LFF 2018 – What You Gonna Do When The World Is On Fire – Film Review

LFF 2018 – What You Gonna Do When The World Is On Fire – Film Review

What You Gonna Do When The World Is On Fire is an ambitious piece of documentary filmmaking that wants to achieve so many things that it comes across confused and chaotic.

It is shot in Louisana  and entirely in black and white which is actually inspired as it makes the audience focus on the stories we here. The use of black and white makes the stories the individuals are telling even starker and also it acts as a metaphor for the stark divide between the black and white communities. The main focus of the documentary is the different members of the black community and Renaldo (14) and his little brother Titus (9) who he’s trying to toughen up for the mean world around him some of those scenes are heartbreaking in the sad reality that the boys will have to face. Judy owns a bar which also acts as an unofficial community meeting space and we follow her trials and tribulations.

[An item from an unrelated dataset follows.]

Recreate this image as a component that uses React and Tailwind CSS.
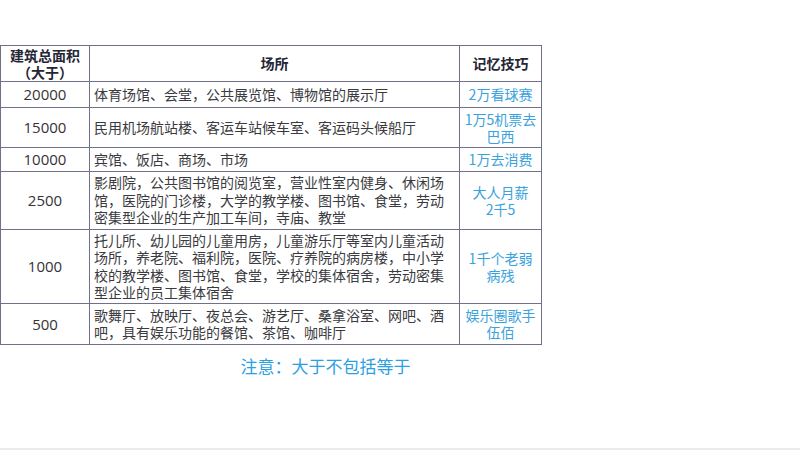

The central spotlight is the story of a black man Jeremy Jackson who was decapitated and it is clear that this is a racially motivated murder but the police are not investigating it as such.

What You Gonna Do When The World Is On Fire has noble motives to show that racism is still very much alive and well in the deep south but it is often confused and it is not clear whose story is being told. What we are left with is chaos but maybe that is what the filmmaker wants us to feel the chaos of that world.